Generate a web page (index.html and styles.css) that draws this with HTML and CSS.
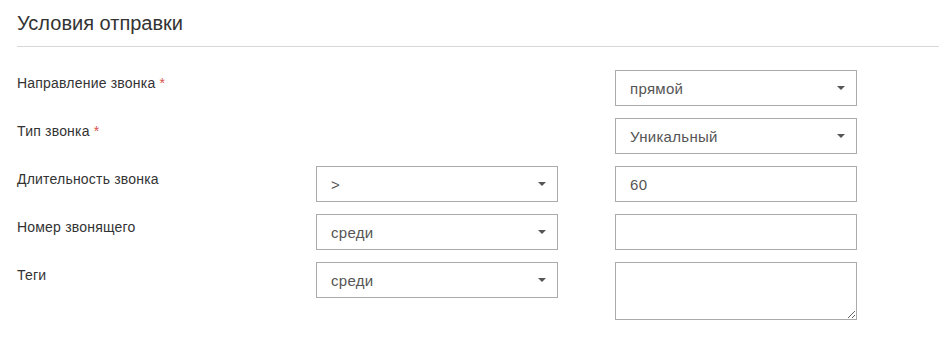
FILE: index.html
```html
<!DOCTYPE html>
<html lang="ru">
<head>
    <meta charset="UTF-8">
    <title>Условия отправки</title>
    <link rel="stylesheet" href="styles.css">
</head>
<body>

    <div class="panel">
        <h3 class="panel-title">Условия отправки</h3>

        <div class="form-grid">
            <label class="label">Направление звонка <span class="req">*</span></label>
            <div></div>
            <div class="select-wrap">
                <select class="control">
                    <option>прямой</option>
                    <option>обратный</option>
                </select>
            </div>

            <label class="label">Тип звонка <span class="req">*</span></label>
            <div></div>
            <div class="select-wrap">
                <select class="control">
                    <option>Уникальный</option>
                    <option>Повторный</option>
                </select>
            </div>

            <label class="label">Длительность звонка</label>
            <div class="select-wrap">
                <select class="control">
                    <option>&gt;</option>
                    <option>&lt;</option>
                </select>
            </div>
            <input class="control" type="text" value="60">

            <label class="label">Номер звонящего</label>
            <div class="select-wrap">
                <select class="control">
                    <option>среди</option>
                </select>
            </div>
            <input class="control" type="text">

            <label class="label">Теги</label>
            <div class="select-wrap">
                <select class="control">
                    <option>среди</option>
                </select>
            </div>
            <textarea class="control area"></textarea>
        </div>
    </div>

</body>
</html>
```

FILE: styles.css
```css
body {
    margin: 0;
    background-color: #fff;
    font-family: "Liberation Sans", Arial, sans-serif;
    color: #333;
}

.panel {
    padding: 0 0 0 17px;
}

.panel-title {
    margin: 0;
    padding: 11px 0 11px;
    font-size: 20px;
    font-weight: normal;
    line-height: 24px;
    color: #333;
    border-bottom: 1px solid #d8d8d8;
}

.form-grid {
    display: grid;
    grid-template-columns: 242px 242px 242px;
    column-gap: 57px;
    row-gap: 12px;
    margin-top: 23px;
}

.label {
    font-size: 14px;
    letter-spacing: 0.2px;
    line-height: 18px;
    padding-top: 4px;
    color: #333;
}

.req {
    color: #d9534f;
}

.control {
    box-sizing: border-box;
    width: 242px;
    height: 36px;
    margin: 0;
    padding: 0 14px;
    border: 1px solid #aaa;
    border-radius: 0;
    background-color: #fff;
    font-family: "Liberation Sans", Arial, sans-serif;
    font-size: 15px;
    letter-spacing: 0.3px;
    color: #555;
    outline: none;
}

.select-wrap {
    position: relative;
    width: 242px;
}

.select-wrap select {
    appearance: none;
    -webkit-appearance: none;
}

.select-wrap::after {
    content: "";
    position: absolute;
    right: 12px;
    top: 16px;
    border-left: 4px solid transparent;
    border-right: 4px solid transparent;
    border-top: 4px solid #555;
    pointer-events: none;
}

.area {
    height: 58px;
    padding: 6px 14px;
    resize: vertical;
}
```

◆ Directions: Copy the listing word for word, excluding its pictures.

◆ Exercise output:
Generate a web page (index.html and styles.css) that draws this with HTML and CSS.
FILE: index.html
```html
<!DOCTYPE html>
<html lang="ru">
<head>
    <meta charset="UTF-8">
    <title>Условия отправки</title>
    <link rel="stylesheet" href="styles.css">
</head>
<body>

    <div class="panel">
        <h3 class="panel-title">Условия отправки</h3>

        <div class="form-grid">
            <label class="label">Направление звонка <span class="req">*</span></label>
            <div></div>
            <div class="select-wrap">
                <select class="control">
                    <option>прямой</option>
                    <option>обратный</option>
                </select>
            </div>

            <label class="label">Тип звонка <span class="req">*</span></label>
            <div></div>
            <div class="select-wrap">
                <select class="control">
                    <option>Уникальный</option>
                    <option>Повторный</option>
                </select>
            </div>

            <label class="label">Длительность звонка</label>
            <div class="select-wrap">
                <select class="control">
                    <option>&gt;</option>
                    <option>&lt;</option>
                </select>
            </div>
            <input class="control" type="text" value="60">

            <label class="label">Номер звонящего</label>
            <div class="select-wrap">
                <select class="control">
                    <option>среди</option>
                </select>
            </div>
            <input class="control" type="text">

            <label class="label">Теги</label>
            <div class="select-wrap">
                <select class="control">
                    <option>среди</option>
                </select>
            </div>
            <textarea class="control area"></textarea>
        </div>
    </div>

</body>
</html>
```

FILE: styles.css
```css
body {
    margin: 0;
    background-color: #fff;
    font-family: "Liberation Sans", Arial, sans-serif;
    color: #333;
}

.panel {
    padding: 0 0 0 17px;
}

.panel-title {
    margin: 0;
    padding: 11px 0 11px;
    font-size: 20px;
    font-weight: normal;
    line-height: 24px;
    color: #333;
    border-bottom: 1px solid #d8d8d8;
}

.form-grid {
    display: grid;
    grid-template-columns: 242px 242px 242px;
    column-gap: 57px;
    row-gap: 12px;
    margin-top: 23px;
}

.label {
    font-size: 14px;
    letter-spacing: 0.2px;
    line-height: 18px;
    padding-top: 4px;
    color: #333;
}

.req {
    color: #d9534f;
}

.control {
    box-sizing: border-box;
    width: 242px;
    height: 36px;
    margin: 0;
    padding: 0 14px;
    border: 1px solid #aaa;
    border-radius: 0;
    background-color: #fff;
    font-family: "Liberation Sans", Arial, sans-serif;
    font-size: 15px;
    letter-spacing: 0.3px;
    color: #555;
    outline: none;
}

.select-wrap {
    position: relative;
    width: 242px;
}

.select-wrap select {
    appearance: none;
    -webkit-appearance: none;
}

.select-wrap::after {
    content: "";
    position: absolute;
    right: 12px;
    top: 16px;
    border-left: 4px solid transparent;
    border-right: 4px solid transparent;
    border-top: 4px solid #555;
    pointer-events: none;
}

.area {
    height: 58px;
    padding: 6px 14px;
    resize: vertical;
}
```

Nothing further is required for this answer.